工具の老舗「OSG」が乗り出す宇宙への挑戦 ベンチャーとの出会いから新ビジネスを開拓
「行き先はまだわからない。まずは宇宙船の乗車券を買ってみた」
愛知県の老舗工具メーカー、OSGで技術開発を統括する大沢二朗常務はそうつぶやいた。OSGの”夢”を乗せた宇宙船とは、宇宙ゴミ(デブリ)除去の事業化を目指すベンチャー、アストロスケールのことだ。7月14日、OSGは航空大手ANAホールディングスなどとともに、アストロスケールに28億円を出資したと発表した。
「大きな宇宙デブリは今のうちに除去しなければ、宇宙が持続可能でなくなってしまう」。発表当日の記者会見でアストロスケールの創業者、岡田光信CEOは強く訴えた。デブリの正体は、宇宙での役目を終えたロケットや人工衛星の破片だ。調達資金を元手に、人工衛星の打ち上げに向け加速し、デブリ除去ビジネスの本格展開へとつなげる。
工具メーカーが”宇宙進出”する真意
一方、出資先として話を振られた大沢常務は開口一番、「切削工具メーカーがなぜここにいるのか、疑問に思われるかもしれない」と話した。宇宙と切削工具――。遠いようで、実は密接な関係にある。

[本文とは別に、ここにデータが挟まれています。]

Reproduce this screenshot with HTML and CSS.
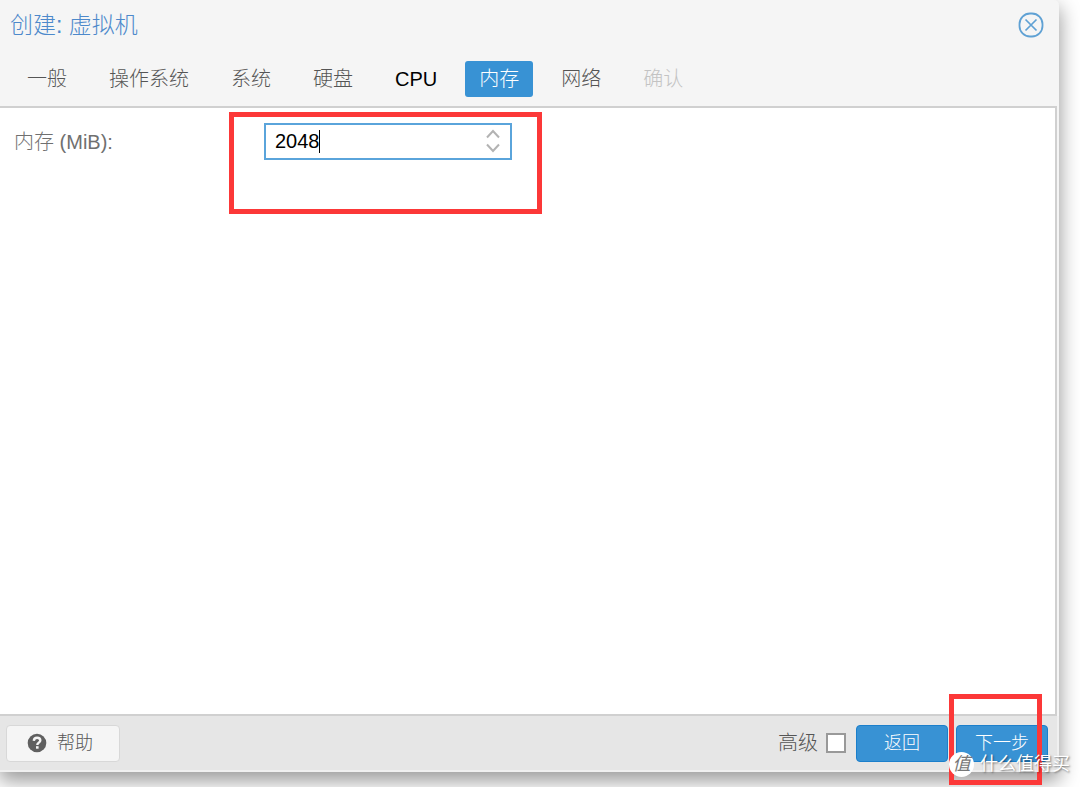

アストロスケールが2018年初旬に打ち上げを予定する衛星「IDEA OSG 1」。これは地上のレーダーでは把握できない微小なデブリを計測するものだ。地球の軌道上には1センチメートル以上のデブリが約75万個あるともいわれる。デブリの実態を正確に把握することで、除去事業の展開に弾みを付ける狙いがある。
OSGは2015年12月、「IDEA OSG 1」打ち上げプロジェクトのメインスポンサーとなった。OSGは数億円単位の資金支援と技術提供を行っている。
この衛星の底面には「フランジリング」と呼ばれるアルミ製の部品がある。打ち上げ時にロケットと結合させる部分で、飛行姿勢を保つのに重要な役割を果たすという。OSGは、このフランジリングの加工を担った。
ロケットや衛星の部品は、精密性や耐久性が求められる。金属部品の場合、塊から削り出して作られるが、加工はミクロン単位であり、工作機械や工具の性能がモノを言う。OSGは今回のプロジェクトのため、専用の特殊工具を開発した。